ただストレスを与えるにしても、それはストレスを超えられる体力があるからストレスに意味があるのであって、若者が身体を鍛えるためにウエイトトレーニングをするのも良い。でも、今寝たきり状態の日本にウエイトトレーニングをやらせてどうなるのか?ってことなんです。

それと日本の今の苦境を脱するにはTPPをどうするか考えるより、円高対策を考えるべき。円安に誘導できればTPPで言われる利益は簡単に出るんじゃないかと私は思うんです。でも円安にはできないからTPP?これってとんでもない話で、じゃぁTPPで輸出も増えて利益が出たとしてもまた今までのように円高に持っていかれたらどうなります?TPPのメリットなんかすぐに飛んでしまうでしょ?

つまり、円高を是正するには円高をどうするか考える必要があって、他の方法でそれを補おうというのは本末転倒だと思うんですよ。では円安にするにはどうするのか?私は評論家でもないし学者でもないですから難しいことはわかりません。ただ、日銀がやっていることは納得ができなくて、もっと金融緩和をするべきだと思います。お金をもっと市中に出すべき。お金を印刷するとハイパーインフレになるといわれますが、それはそういう時期にやればそうなるということで、デフレで真っ青の日本にとってはその危険な薬を打てば劇的な回復をするかもしれません。

お金のばら撒き政策には私は反対ですが、デフレ、円高対策には良いと思っています。近年、日銀に任せずに、政府には紙幣を発行できる権利があるのだから何十兆円かお金を刷ってばらまけという意見があります。私もこれは筋が通っていると思っていて、国民一人に20万でも30万。50万でもいいです。一家族に100-200万円プレゼント。でもこれは使ってくれないと困るので期限付きの金券にするとか。

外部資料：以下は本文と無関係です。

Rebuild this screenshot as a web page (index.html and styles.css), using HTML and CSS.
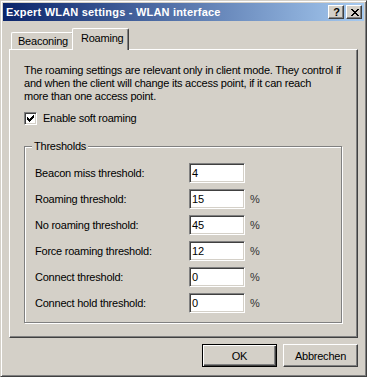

そんなことをしたらまた日本の借金が増えて・・・と思う方もいらっしゃいますが、国債を発行してその原資を確保すればそうなりますが、そうじゃなくて政府としてお金を刷る分には単にお金が増えるだけで国の借金にはならないんですね。極端な話、明日にでも800兆円政府がお金を発行してしまえば、それで赤字国債も帳消しに出来る。ただそんなことをすればまさにハイパーインフレが起き、円もガタガタに暴落し、世界からは非難ごうごうとなるでしょうが、アメリカをはじめ、各国がリーマンショック後にお金をどんどん刷ってばらまいているから世界はどうにかなっているし、またそれがあるから各国の通貨安にもなって輸出に貢献しているはず。日本がやられている分、他の国は良いってことですから。

日本も意地を張らずにお金を刷れば良いと私は思っています。そのお金で国民は一息つくし、消費は上がり、そしてデフレは止まり、円安に為替は間違いなく動く。

まぁ、書きながらバカな妄想のような気がしますが、各国がお金を刷りまくってきたのは事実ですし、日本だけが聖人君子の原理原則を固辞し、お金をばら撒かないってのは変だと思います。目の前の円高、そしてデフレはお金をばら撒けば必ず変わるのが分かっているんですから。日本としてどうするかを考えるときに、日本の国内ばかり見て判断するんじゃなくて、海外は一体なにをしているのかを考えた場合、お金を刷ることの妥当性、重要性が分かると思うんですけどねぇ。

政府が政府紙幣発行の検討に入った、なんて噂が流れただけで円は90円台になるんだろうに・・・

やっぱりTPPはやるべきだというHPを読んでも私の疑問は解消されません。どこかこれぞという説明をしているHP、書籍を紹介してもらえませんでしょうか。